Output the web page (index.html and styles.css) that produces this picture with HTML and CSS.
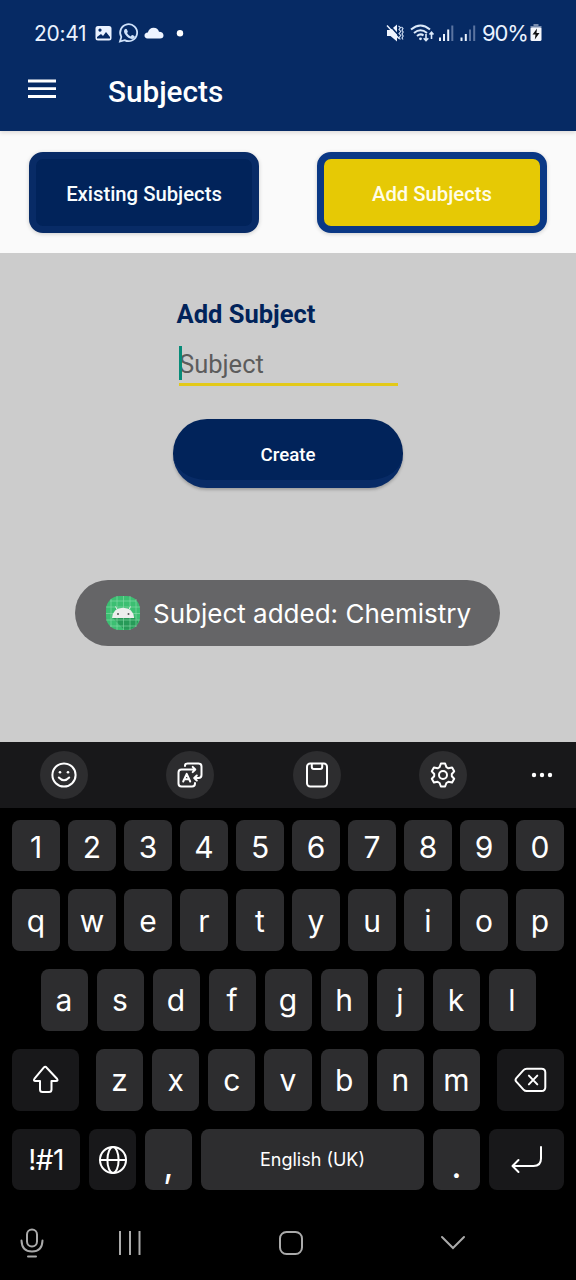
FILE: index.html
```html
<!DOCTYPE html>
<html lang="en">
<head>
<meta charset="utf-8">
<title>Subjects</title>
<link rel="stylesheet" href="styles.css">
</head>
<body>
<div class="screen">
  <header class="header">
    <div class="status">
      <div class="status-left">
        <span class="clock">20:41</span>
        <svg class="status-icons" width="90" height="24" viewBox="0 0 90 24">
          <path transform="translate(0 1.500)" fill="#eaf2ff" fill-rule="evenodd" d="M4 3.500h11q2.500 0 2.500 2.500v9.500q0 2.500-2.500 2.500h-11q-2.500 0-2.500-2.500v-9.500q0-2.500 2.500-2.500zM3 14.500v1.500h13v-1.500l-4-5-3 4-2-2zM6 6a1.600 1.600 0 1 0 .01 0z"/>
          <g transform="translate(.5 1)">
          <path fill="none" stroke="#cfe2fa" stroke-width="1.800" d="M25.500 19.500l1.300-4.600a8.500 8.500 0 1 1 3.300 3.200z"/>
          <path fill="#cfe2fa" d="M30.300 7.200q1.200-1 2 0l1 2.200q.2.600-.8 1.700 1.300 2.500 3.700 3.300l1.200-1.300q.4-.4 2.800 1.100.5 2.400-2.800 2.800-3.600-.3-6.800-4.700-2-3-.3-5.100z"/>
          </g>
          <path fill="#eef4ff" d="M53.500 17.500q-3-.3-3-3t3.300-3q1.400-4.800 5.800-4.800 4.200 0 5.400 4 4.500 0 4.500 3.800 0 3-3.500 3z"/>
          <circle cx="86" cy="12.300" r="3.200" fill="#fff"/>
        </svg>
      </div>
      <div class="status-right">
        <svg width="94" height="24" viewBox="0 0 94 24">
          <g fill="#f0f5ff">
            <path d="M2 9h3.500l6.500-5.500v17l-6.500-5.500h-3.500z"/>
            <path d="M13.500 5l2 1.500-1.500 2 1.800 2-1.800 2 1.800 2-1.800 2 1.300 2M16.500 6l1.500 1.500-1 1.700 1.200 1.800-1.200 2 1.200 2-1.200 2 1 1.500" fill="none" stroke="#d5e4f8" stroke-width="1.100"/>
          </g>
          <path d="M3.500 3l9 10" stroke="#062a64" stroke-width="1.600"/>
          <path d="M2 4.500l12 13" stroke="#f0f5ff" stroke-width="1.400"/>
          <g fill="none" stroke="#dceafa" stroke-width="2">
            <path d="M26 8.500q9.500-8 19 0M29 12q6.500-5.500 13 0M32 15q3.500-3 6.500-.5"/>
            <path stroke-width="1.600" d="M41 13v6.500m-2.300-2.200 2.300 2.400 2.300-2.400M46.500 18v-6.500m-2 2 2-2.200 2 2.200"/>
          </g>
          <circle cx="35.500" cy="17.800" r="1.400" fill="#dceafa"/>
          <g fill="#eaf2fc" transform="translate(-.500 -.500)">
            <rect x="54.500" y="17" width="2" height="3.500"/><rect x="58.500" y="13.500" width="2" height="7"/><rect x="62.700" y="9" width="2" height="11.500"/><rect x="66.800" y="5" width="2" height="15.500" fill="#5b74a0"/>
            <rect x="76" y="17" width="2" height="3.500"/><rect x="80.300" y="13.500" width="2" height="7"/><rect x="84.500" y="9" width="2" height="11.500" fill="#5b74a0"/><rect x="88.700" y="5" width="2" height="15.500" fill="#5b74a0"/>
          </g>
        </svg>
        <span class="percent">90%</span>
        <svg width="12" height="18" viewBox="0 0 12 18">
          <path fill="#788cae" d="M3.500 0h5v2h3v3h-11v-3h3z"/>
          <rect x=".500" y="3.500" width="11" height="13.500" rx="1.500" fill="#f5f7fb"/>
          <path fill="#111" d="M7 4.500l-4.500 6h3l-.7 5 4.700-6.500h-3z"/>
        </svg>
      </div>
    </div>
    <div class="titlebar">
      <svg class="menu" width="28" height="20" viewBox="0 0 28 20"><path stroke="#fff" stroke-width="2.800" d="M0 2h28M0 9.700h28M0 17.500h28"/></svg>
      <h1 class="title">Subjects</h1>
    </div>
  </header>

  <nav class="tabs">
    <button class="tab">Existing Subjects</button>
    <button class="tab tab-active">Add Subjects</button>
  </nav>

  <main class="content">
    <h2 class="form-title">Add Subject</h2>
    <div class="field"><span class="placeholder">Subject</span><i class="caret"></i></div>
    <button class="create">Create</button>
    <div class="toast">
      <svg width="36" height="36" viewBox="0 0 36 36">
        <rect x="1" y="1" width="34" height="34" rx="13.500" fill="#3cbf72"/>
        <path fill="#279a58" d="M7 22l12 12.800h3q9-1 11-7.800v-1l-5-5z"/>
        <path stroke="#8bdcab" stroke-width=".600" d="M6 4v28M12 1v34M18.500 1v34M25 1v34M31 4v28M5 6h26M1 12h34M1 18.500h34M1 25h34M5 31h26"/>
        <path fill="#eceeed" d="M7 23q.7-9.800 11-10.300 10.300.5 11.200 10.300z"/>
        <path stroke="#eceeed" d="M12.500 15l-2-3.500M23.500 15l2-3.500"/>
        <circle cx="13" cy="19" r="1" fill="#555"/><circle cx="23.500" cy="19" r="1" fill="#555"/>
      </svg>
      <span class="toast-text">Subject added: Chemistry</span>
    </div>
  </main>

  <section class="keyboard">
    <div class="tools">
      <span class="tool"><svg width="30" height="30" viewBox="0 0 30 30"><circle cx="15" cy="15" r="11.600"/><path d="M9.800 17.500q5.200 5.500 10.400 0"/><g class="solid"><circle cx="11" cy="12.200" r="1.300"/><circle cx="19" cy="12.200" r="1.300"/></g></svg></span>
      <span class="tool"><svg width="30" height="30" viewBox="0 0 30 30"><path d="M10 6v-.200q0-2.300 2.500-2.300h11q3 0 3 3v8.500q0 3-3 3h-4M21.800 15.500l-2.600 2.500 2.600 2.500M10 9.500h10m-2.300-2.600l2.600 2.600-2.600 2.600M14 9.500h-7.500q-3 0-3 3v11q0 3 3 3h10.500q3 0 3-3v-.500"/><path d="M8.200 21.500l3.500-7.700 3.500 7.700M9.500 19.200h4.400"/></svg></span>
      <span class="tool"><svg width="30" height="30" viewBox="0 0 30 30"><rect x="5" y="3.500" width="20" height="23" rx="3.200"/><path d="M9.800 4v3q0 2 2 2h6.400q2 0 2-2v-3"/></svg></span>
      <span class="tool"><svg width="30" height="30" viewBox="0 0 30 30"><circle cx="15" cy="15" r="4"/><path d="M12.900 3.500h4.200l1.300 3.700 2 1.100 3.700-.7 2.100 3.700-2.400 2.700v2.200l2.400 2.600-2.100 3.700-3.700-.7-2 1.200-1.300 3.500h-4.200l-1.300-3.500-2-1.200-3.700.7-2.100-3.700 2.400-2.600v-2.200l-2.400-2.700 2.100-3.700 3.700.7 2-1.100z"/></svg></span>
      <svg class="more" width="24" height="8" viewBox="0 0 24 8"><circle cx="4" cy="4" r="2.200"/><circle cx="12" cy="4" r="2.200"/><circle cx="20" cy="4" r="2.200"/></svg>
    </div>
    <div class="row digits"><span class="key">1</span><span class="key">2</span><span class="key">3</span><span class="key">4</span><span class="key">5</span><span class="key">6</span><span class="key">7</span><span class="key">8</span><span class="key">9</span><span class="key">0</span></div>
    <div class="row top"><span class="key">q</span><span class="key">w</span><span class="key">e</span><span class="key">r</span><span class="key">t</span><span class="key">y</span><span class="key">u</span><span class="key">i</span><span class="key">o</span><span class="key">p</span></div>
    <div class="row home"><span class="key">a</span><span class="key">s</span><span class="key">d</span><span class="key">f</span><span class="key">g</span><span class="key">h</span><span class="key">j</span><span class="key">k</span><span class="key">l</span></div>
    <div class="row lower">
      <span class="key dark"><svg width="30" height="30" viewBox="0 0 30 30"><path d="M13.200 2.700q1.500-1.700 3 0l10.300 11q1.500 2.300-1 2.300h-4.500v8.500q0 2.500-2.500 2.500h-6.500q-2.500 0-2.500-2.500v-8.500h-4.500q-2.500 0-1-2.300z" transform="translate(-.500 0)"/></svg></span>
      <span class="letters"><span class="key">z</span><span class="key">x</span><span class="key">c</span><span class="key">v</span><span class="key">b</span><span class="key">n</span><span class="key">m</span></span>
      <span class="key dark"><svg width="34" height="30" viewBox="0 0 34 30"><g transform="translate(-.700 0)"><path d="M13.500 3.700h14.700q3.800 0 3.800 3.800v14.800q0 3.800-3.800 3.800h-14.700q-2 0-3.300-1.500l-7.200-7.900q-1.500-1.800 0-3.600l7.200-7.900q1.300-1.500 3.300-1.500z"/><path d="M15.600 10.600l8.400 8.800M24 10.600l-8.400 8.800"/></g></svg></span>
    </div>
    <div class="row bottom">
      <span class="key dark symbols">!#1</span>
      <span class="key dark"><svg width="30" height="30" viewBox="0 0 30 30"><circle cx="15" cy="15" r="13"/><ellipse cx="15" cy="15" rx="5.600" ry="13"/><path d="M2 15h26"/></svg></span>
      <span class="key mark">,</span>
      <span class="key space">English (UK)</span>
      <span class="key mark dot">.</span>
      <span class="key dark"><svg width="34" height="30" viewBox="0 0 34 30"><path d="M31 2v11.500q0 7.500-7.500 7.500h-20.500M8.500 15l-6 6 6 6"/></svg></span>
    </div>
    <div class="navbar">
      <svg width="24" height="32" viewBox="0 0 24 32"><rect x="7" y="2.500" width="10" height="17" rx="5"/><path d="M1.500 13.500q.3 11 10.500 11t10.500-11M8 29.500h8"/></svg>
      <svg width="24" height="24" viewBox="0 0 24 24"><path d="M2 .500v23M12 .500v23M21.500 .500v23"/></svg>
      <svg width="26" height="26" viewBox="0 0 26 26"><rect x="2" y="2" width="22" height="22" rx="6.500"/></svg>
      <svg width="26" height="16" viewBox="0 0 26 16"><path d="M2 2l11 11 11-11"/></svg>
    </div>
  </section>
</div>
</body>
</html>
```
FILE: styles.css
```css
* { box-sizing: border-box; }
body { margin: 0; background: #000; font-family: Roboto, "Liberation Sans", sans-serif; }
button { font-family: inherit; padding: 0; }
svg { display: block; flex: none; }
.screen { width: 576px; height: 1280px; display: flex; flex-direction: column; overflow: hidden; }

.header { height: 131px; background: #062a64; color: #fff; flex: none; position: relative; z-index: 1; box-shadow: 0 2px 4px rgba(90, 70, 60, .16); }
.status { height: 48px; padding: 20px 34px 0 34px; display: flex; justify-content: space-between; align-items: flex-start; font-family: Inter, sans-serif; color: #eaf3ff; }
.status-left, .status-right { display: flex; align-items: center; height: 26px; }
.clock { width: 60px; font-size: 21px; letter-spacing: -.3px; }
.percent { width: 45px; margin-left: 3px; margin-right: 3px; font-size: 22px; letter-spacing: -1.1px; }
.titlebar { height: 83px; display: flex; align-items: center; padding: 0 28px 0; gap: 52px; }
.menu { margin-bottom: 2px; }
.title { margin: 3px 0 0; font-size: 29.700px; font-weight: 500; }

.tabs { height: 122px; flex: none; background: #fafafa; padding: 21px 29px 0; display: flex; justify-content: space-between; }
.tab { width: 230px; height: 81px; border: 7px solid #082b66; border-radius: 14px; background: #01235a; color: #f8fdff; font-size: 20.300px; font-weight: 500; padding-top: 2px; box-shadow: 0 1px 4px rgba(0, 0, 0, .18); }
.tab-active { border-color: #0a3885; background: #e6c905; color: #fffde8; }

.content { height: 489px; flex: none; background: #ccc; padding-top: 45px; display: flex; flex-direction: column; align-items: center; }
.form-title { width: 223px; height: 33px; margin: 0; line-height: 33px; font-size: 25.500px; font-weight: 700; color: #01235a; }
.field { position: relative; width: 219px; height: 55px; margin-left: 1px; border-bottom: 3px solid #e3c918; padding-top: 15px; font-size: 25.500px; line-height: 36px; color: #5c5c5c; }
.caret { position: absolute; left: 0; top: 15px; width: 3px; height: 34px; background: #078b78; }
.create { width: 230px; height: 69px; margin-top: 33px; border: 0 solid #082b66; border-bottom-width: 8px; border-radius: 34px; background: #01235a; color: #fff; font-size: 18.700px; font-weight: 500; padding-top: 10px; box-shadow: 0 2px 3px rgba(0, 0, 0, .22); }
.toast { width: 425px; height: 66px; margin-top: 92px; margin-right: 1px; border-radius: 33px; background: #656567; display: flex; align-items: center; padding-left: 30px; gap: 12px; color: #fff; }
.toast-text { font-family: Inter, sans-serif; font-size: 26px; white-space: nowrap; }

.keyboard { height: 538px; flex: none; background: #000; color: #fff; font-family: Inter, sans-serif; }
.tools { height: 66px; background: #18181a; display: flex; align-items: center; padding-left: 39.500px; gap: 78.500px; }
.tool { width: 48px; height: 48px; border-radius: 50%; background: #2d2d2f; display: flex; align-items: center; justify-content: center; flex: none; }
.tool svg, .key svg { fill: none; stroke: #fff; stroke-width: 2; stroke-linecap: round; stroke-linejoin: round; }
.tool .solid, .more { fill: #fff; stroke: none; }
.more { margin-left: -16px; }
.row { display: grid; padding: 0 12px; column-gap: 8px; height: 62px; }
.key { display: flex; align-items: center; justify-content: center; border-radius: 8px; background: #2d2d2f; font-size: 30px; line-height: 36px; }
.dark { background: #18181a; }
.digits { height: 51px; margin-top: 12px; grid-template-columns: repeat(10, 1fr); }
.digits .key, .top .key { padding-top: 2px; }
.top { margin-top: 18px; grid-template-columns: repeat(10, 1fr); }
.home { margin-top: 18px; padding: 0 40.500px; column-gap: 9px; grid-template-columns: repeat(9, 47px); }
.lower { margin-top: 18px; column-gap: 17px; grid-template-columns: 67px 1fr 67px; }
.letters { display: grid; grid-template-columns: repeat(7, 1fr); column-gap: 9px; }
.bottom { height: 61px; margin-top: 18px; column-gap: 9px; grid-template-columns: 68px 47px 47px 223px 47px 75px; }
.symbols { font-size: 28px; letter-spacing: -.5px; }
.mark { font-size: 36px; padding-top: 10px; }
.space { font-size: 18px; padding-top: 1px; }
.navbar { height: 90px; display: flex; align-items: center; padding: 16px 0 0 19.500px; }
.navbar svg { fill: none; stroke: #aaa; stroke-width: 2; stroke-linecap: round; }
.navbar svg:nth-child(2) { margin-left: 74px; }
.navbar svg:nth-child(3) { margin-left: 136px; }
.navbar svg:nth-child(4) { margin-left: 136px; }
```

Exercise description
Copy all lines from the data that hold the word "index".

The response
Output the web page (index.html and styles.css) that produces this picture with HTML and CSS.
FILE: index.html
.header { height: 131px; background: #062a64; color: #fff; flex: none; position: relative; z-index: 1; box-shadow: 0 2px 4px rgba(90, 70, 60, .16); }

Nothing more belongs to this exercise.